In what seems like epochs ago (actually, 2004), Sasha Frere-Jones anointed Kanye West savior of a genre that had stagnated and was beginning to choke on its own corniness. Frere-Jones posited that this corniness emanated largely from the oversized egos of its principle artists; by not being so self-obsessed, the young producer-turned-rapper was poised to take the genre in a fresh direction. While that is somewhat true (I’m of the belief that Ye is the integral figure in the sea change we have seen in mainstream rap over the past half decade; Kid Cudi and Lupe owe him dinner), the irony of that statement is so thick you could drizzle it over waffles. But Frere-Jones also wasn’t wrong to believe that Kanye might transcend the me-first rapper archetype that has dominated hip-hop for decades. One of the most secretly amazing moments of Kanye’s career comes at the end of College Dropout (2004), in which he supplies a captivating account of his experience as an impoverished beatmaker in Chicago during his late teens and early 20s. He narrates being too broke to pay the rent, buying Pele Pele shirts and Jordans on layaway, and the handful of singular moments that led to his being acquired by Roc-A-Fella. It’s an engaging yarn, one that follows a gleeful tribute to the label, which encompasses both humility and glee; he adopts the tone of an orphaned child truly enthralled to finally have a family.

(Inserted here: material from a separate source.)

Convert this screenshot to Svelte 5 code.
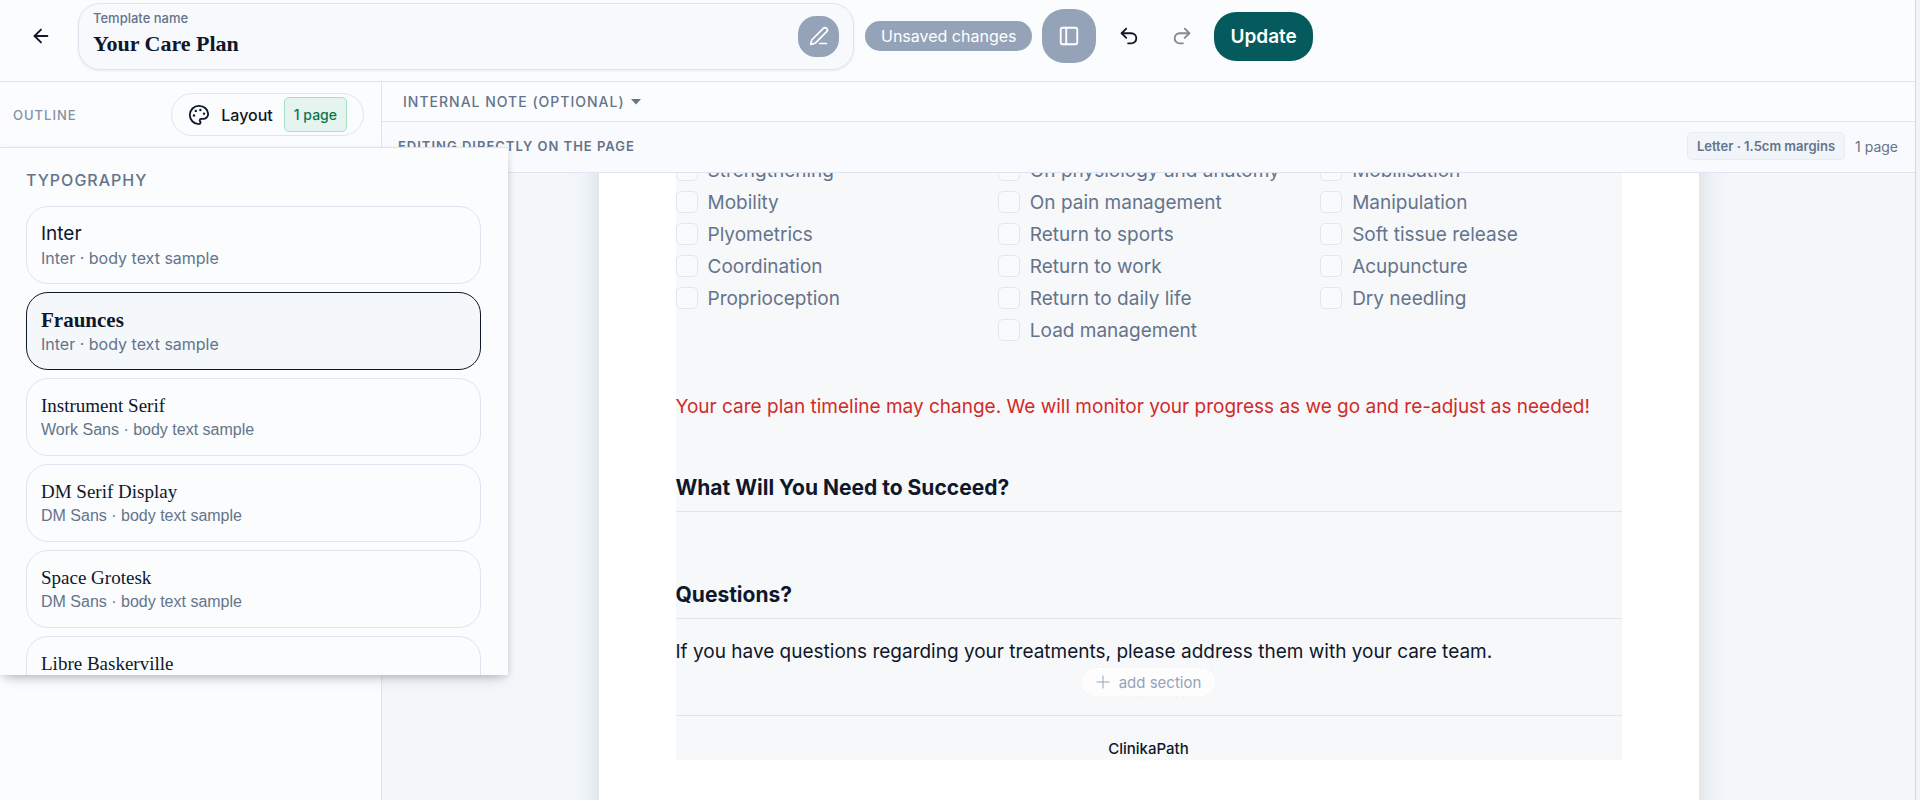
<script>
    let templateName = $state("Your Care Plan");
    let activeFont = $state("Fraunces");

    // heading is the css stack for the name, sample the one for the line below it
    const sans = '"Inter", sans-serif';
    const arial = '"Liberation Sans", Arial, sans-serif';
    const times = '"Liberation Serif", "Times New Roman", serif';

    const fonts = [
        { name: "Inter", body: "Inter", heading: sans, sample: sans },
        { name: "Fraunces", body: "Inter", heading: times, sample: sans, bold: true },
        { name: "Instrument Serif", body: "Work Sans", heading: times, sample: arial },
        { name: "DM Serif Display", body: "DM Sans", heading: times, sample: arial },
        { name: "Space Grotesk", body: "DM Sans", heading: times, sample: arial },
        { name: "Libre Baskerville", body: "Source Sans", heading: times, sample: arial }
    ];

    const checklist = [
        ["Strengthening", "Mobility", "Plyometrics", "Coordination", "Proprioception"],
        ["On physiology and anatomy", "On pain management", "Return to sports", "Return to work", "Return to daily life", "Load management"],
        ["Mobilisation", "Manipulation", "Soft tissue release", "Acupuncture", "Dry needling"]
    ];
</script>

<div class="app">
    <header>
        <button class="icon-button" aria-label="Back">
            <svg width="22" height="22" viewBox="0 0 24 24"><path d="M12 19l-7-7 7-7" /><path d="M19 12H5" /></svg>
        </button>
        <div class="name-box">
            <label>
                <span>Template name</span>
                <input type="text" bind:value={templateName} />
            </label>
            <button class="edit" aria-label="Edit name">
                <svg width="20" height="20" viewBox="0 0 24 24">
                    <path d="M13 21h8" />
                    <path d="M21.200 6.800a2.800 2.800 0 0 0-4-4L3.800 16.200a2 2 0 0 0-.5.8L2 21.400a.5.5 0 0 0 .6.6L7 20.700a2 2 0 0 0 .8-.5z" />
                </svg>
            </button>
        </div>
        <span class="status">Unsaved changes</span>
        <button class="panel-toggle" aria-label="Toggle sidebar">
            <svg width="22" height="22" viewBox="0 0 24 24"><rect x="3" y="3" width="18" height="18" rx="2" /><path d="M9 3v18" /></svg>
        </button>
        <button class="icon-button" aria-label="Undo">
            <svg width="22" height="22" viewBox="0 0 24 24"><path d="M9 14L4 9l5-5" /><path d="M4 9h10.500a5.500 5.500 0 0 1 0 11H11" /></svg>
        </button>
        <button class="icon-button" aria-label="Redo" disabled>
            <svg width="22" height="22" viewBox="0 0 24 24"><path d="M15 14l5-5-5-5" /><path d="M20 9H9.500a5.500 5.500 0 0 0 0 11H13" /></svg>
        </button>
        <button class="update">Update</button>
    </header>

    <div class="body">
        <aside>
            <div class="outline-bar">
                <span class="outline">Outline</span>
                <button class="layout">
                    <svg width="22" height="22" viewBox="0 0 24 24">
                        <path d="M12 2a10 10 0 1 0 0 20c1 0 1.700-.8 1.700-1.700 0-.5-.2-.9-.5-1.200-.2-.3-.4-.7-.4-1.100 0-1 .7-1.700 1.700-1.700h2C19.500 16.300 22 13.900 22 10.900 22 6 17.500 2 12 2z" />
                        <g class="dots"><circle cx="13.500" cy="6.500" r="1.300" /><circle cx="17.500" cy="10.500" r="1.300" /><circle cx="8.500" cy="7.500" r="1.300" /><circle cx="6.500" cy="12.500" r="1.300" /></g>
                    </svg>
                    Layout
                    <span class="pages">1 page</span>
                </button>
            </div>

            <!-- drops down over the outline and part of the page -->
            <section class="menu">
                <h3>Typography</h3>
                {#each fonts as font}
                    <button
                        class="font"
                        class:active={font.name === activeFont}
                        onclick={() => (activeFont = font.name)}
                    >
                        <span class="font-name" class:bold={font.bold} style="font-family: {font.heading}">{font.name}</span>
                        <span class="sample" style="font-family: {font.sample}">{font.body} · body text sample</span>
                    </button>
                {/each}
            </section>
        </aside>

        <main>
            <button class="note">
                Internal note (optional)
                <svg width="10" height="6" viewBox="0 0 10 6"><path d="M0 0h10L5 5.500z" /></svg>
            </button>
            <div class="toolbar">
                <span class="mode">Editing directly on the page</span>
                <span class="paper">Letter · 1.5cm margins</span>
                <span class="count">1 page</span>
            </div>
            <div class="canvas">
                <article class="sheet">
                    <div class="content">
                        <div class="columns">
                            {#each checklist as column}
                                <div>
                                    {#each column as item}
                                        <label class="check"><input type="checkbox" />{item}</label>
                                    {/each}
                                </div>
                            {/each}
                        </div>
                        <p class="warning">Your care plan timeline may change. We will monitor your progress as we go and re-adjust as needed!</p>
                        <h2>What Will You Need to Succeed?</h2>
                        <h2 class="questions">Questions?</h2>
                        <p class="answer">If you have questions regarding your treatments, please address them with your care team.</p>
                        <button class="add">
                            <svg width="14" height="14" viewBox="0 0 14 14"><path d="M7 1v12M1 7h12" /></svg>
                            add section
                        </button>
                        <footer>ClinikaPath</footer>
                    </div>
                </article>
            </div>
        </main>
    </div>
</div>

<style>
    :global(body) {
        --text: #0f172a;
        --muted: #64748b;
        --line: #dfe4f0;
        --surface: #fafcfd;
        --grey: #94a3b8;
        margin: 0;
        background: #f3f4f6;
        color: var(--text);
        font-family: "Inter", sans-serif;
    }

    * {
        box-sizing: border-box;
    }

    button,
    input {
        font: inherit;
        color: inherit;
        padding: 0;
        margin: 0;
        border: 0;
        background: none;
    }

    button {
        display: flex;
        align-items: center;
        justify-content: center;
        flex-shrink: 0;
        cursor: pointer;
    }

    svg {
        flex-shrink: 0;
        fill: none;
        stroke: currentColor;
        stroke-width: 2;
        stroke-linecap: round;
        stroke-linejoin: round;
    }

    .app {
        display: flex;
        flex-direction: column;
        height: 100vh;
        margin-right: 4px;
        overflow: hidden;
        border-right: 1px solid #d5d8de;
        background: var(--surface);
    }

    header {
        display: flex;
        align-items: center;
        height: 82px;
        padding: 0 14px 9px;
        border-bottom: 1px solid var(--line);
    }

    .icon-button {
        width: 53px;
        height: 53px;
    }

    .icon-button:disabled {
        opacity: 0.5;
    }

    .name-box {
        display: flex;
        align-items: center;
        width: 776px;
        height: 67px;
        margin: 0 11px;
        padding: 0 14px;
        border: 1px solid var(--line);
        border-radius: 22px;
        background: #f8f9fd;
        box-shadow: 0 1px 3px rgba(15, 23, 42, 0.08);
    }

    .name-box label {
        display: flex;
        flex: 1;
        flex-direction: column;
        padding-bottom: 4px;
        color: var(--muted);
        font-size: 13px;
        font-weight: 500;
        line-height: 20px;
    }

    .name-box input {
        height: 32px;
        color: var(--text);
        font-family: "Liberation Serif", serif;
        font-size: 22px;
        font-weight: 700;
    }

    .edit {
        width: 41px;
        height: 41px;
        border-radius: 18px;
        background: var(--grey);
        color: #fff;
    }

    .status {
        padding: 0 16px;
        border-radius: 15px;
        background: var(--grey);
        color: #fff;
        font-size: 16px;
        line-height: 30px;
        white-space: nowrap;
    }

    .panel-toggle {
        width: 54px;
        height: 54px;
        margin: 0 6px 0 10px;
        border-radius: 22px;
        background: var(--grey);
        color: #fff;
    }

    .update {
        height: 49px;
        margin-left: 6px;
        padding: 0 16px;
        border-radius: 22px;
        background: #045a5d;
        color: #fff;
        font-size: 19px;
        font-weight: 600;
    }

    .body {
        display: flex;
        flex: 1;
        min-height: 0;
    }

    aside {
        position: relative;
        z-index: 1;
        flex: 0 0 382px;
        border-right: 1px solid var(--line);
    }

    .outline-bar {
        display: flex;
        align-items: center;
        justify-content: space-between;
        height: 65px;
        padding: 0 17px 0 13px;
    }

    .outline {
        color: #8390a5;
        font-size: 13px;
        font-weight: 500;
        letter-spacing: 1px;
        text-transform: uppercase;
    }

    .layout {
        gap: 11px;
        height: 43px;
        padding: 0 16px;
        border: 1px solid var(--line);
        border-radius: 22px;
        font-size: 16px;
        font-weight: 500;
    }

    .dots {
        fill: currentColor;
        stroke: none;
    }

    .pages {
        padding: 0 9px;
        border: 1px solid #a7dfc8;
        border-radius: 5px;
        background: #e6f4ef;
        color: #08764e;
        font-size: 14px;
        line-height: 33px;
    }

    .menu {
        position: absolute;
        top: 65px;
        left: 0;
        width: 508px;
        height: 66vh;
        padding: 0 27px 0 26px;
        overflow: hidden;
        border-top: 1px solid var(--line);
        background: var(--surface);
        box-shadow: 0 8px 12px -6px rgba(15, 23, 42, 0.25), 1px 2px 6px rgba(15, 23, 42, 0.1);
    }

    h3 {
        margin: 21px 0 15px;
        color: var(--muted);
        font-size: 16px;
        font-weight: 500;
        line-height: 22px;
        letter-spacing: 1px;
        text-transform: uppercase;
    }

    .font {
        flex-direction: column;
        align-items: flex-start;
        width: 100%;
        height: 78px;
        margin-bottom: 8px;
        padding: 2px 14px 0;
        border: 1px solid var(--line);
        border-radius: 22px;
    }

    .font.active {
        border-color: var(--text);
        background: #f4f8fb;
    }

    .font-name {
        font-size: 19px;
        line-height: 24px;
    }

    .font-name.bold {
        font-size: 21px;
        font-weight: 700;
    }

    .sample {
        color: var(--muted);
        font-size: 16px;
        line-height: 24px;
    }

    main {
        display: flex;
        flex: 1;
        flex-direction: column;
        min-width: 0;
    }

    .note {
        justify-content: flex-start;
        gap: 6px;
        height: 40px;
        padding: 0 21px;
        border-bottom: 1px solid var(--line);
        color: var(--muted);
        font-size: 14px;
        font-weight: 500;
        letter-spacing: 1px;
        text-transform: uppercase;
    }

    .note svg {
        fill: currentColor;
        stroke: none;
    }

    .toolbar {
        display: flex;
        flex-shrink: 0;
        align-items: center;
        height: 51px;
        padding: 0 17px 2px 16px;
        border-bottom: 1px solid var(--line);
        background: #f9fafd;
        color: var(--muted);
        font-size: 14px;
    }

    .mode {
        flex: 1;
        font-size: 13px;
        font-weight: 600;
        letter-spacing: 1px;
        text-transform: uppercase;
    }

    .paper {
        margin-right: 10px;
        padding: 0 9px;
        border: 1px solid #e6ecf2;
        border-radius: 5px;
        background: #f1f5f9;
        font-size: 13px;
        font-weight: 600;
        line-height: 26px;
    }

    .canvas {
        flex: 1;
        min-height: 0;
        overflow: hidden;
        background: #f3f7fa;
    }

    /* the negative margin keeps the sheet scrolled past its top */
    .sheet {
        max-width: 1100px;
        margin: -96px auto 0;
        padding: 77px;
        background: #fff;
        box-shadow: 0 0 24px rgba(71, 85, 105, 0.2);
    }

    .content {
        background: #f7f8fa;
    }

    .columns {
        display: grid;
        grid-template-columns: repeat(3, 1fr);
        gap: 21px;
    }

    .check {
        display: flex;
        align-items: center;
        gap: 10px;
        height: 32px;
        color: var(--muted);
        font-size: 19px;
        white-space: nowrap;
    }

    .check input {
        appearance: none;
        width: 22px;
        height: 22px;
        border: 1px solid #e2e6ef;
        border-radius: 5px;
        background: #f9fafb;
    }

    .check input:checked {
        background: var(--grey);
    }

    .warning {
        margin: 47px 0 0;
        color: #d02b2b;
        font-size: 19px;
        line-height: 28px;
    }

    h2 {
        margin: 52px 0 0;
        padding-bottom: 8px;
        border-bottom: 1px solid var(--line);
        font-size: 21px;
        font-weight: 700;
        line-height: 30px;
    }

    .questions {
        margin-top: 68px;
    }

    .answer {
        margin: 19px 0 0;
        font-size: 19px;
        line-height: 28px;
    }

    .add {
        gap: 9px;
        height: 30px;
        margin: 1px auto 0;
        padding: 0 14px;
        border: 1px dashed #f0f2f5;
        border-radius: 15px;
        background: #fdfdfe;
        color: var(--grey);
        font-size: 15px;
    }

    .add svg {
        stroke-width: 1;
    }

    footer {
        margin-top: 18px;
        padding-top: 22px;
        border-top: 1px solid var(--line);
        font-size: 15px;
        font-weight: 500;
        line-height: 22px;
        text-align: center;
    }
</style>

The present-day listener, left to delineate a chronology that leads from this poignant five minute oration to the one-note conversation that currently encircles Kanye, would have a great deal of trouble connecting the dots. It seems at some point, we decided the cartoonish guy with the stupid sunglasses and the brash attitude was, in fact, just a cartoon. We gave the man with a martyr complex a cross and told him to go fuck himself. Whatever his next album is titled and whatever its release date, it will be inescapably huge, and all within earshot might be forced to ponder how a Kanye West album emanates such humanity.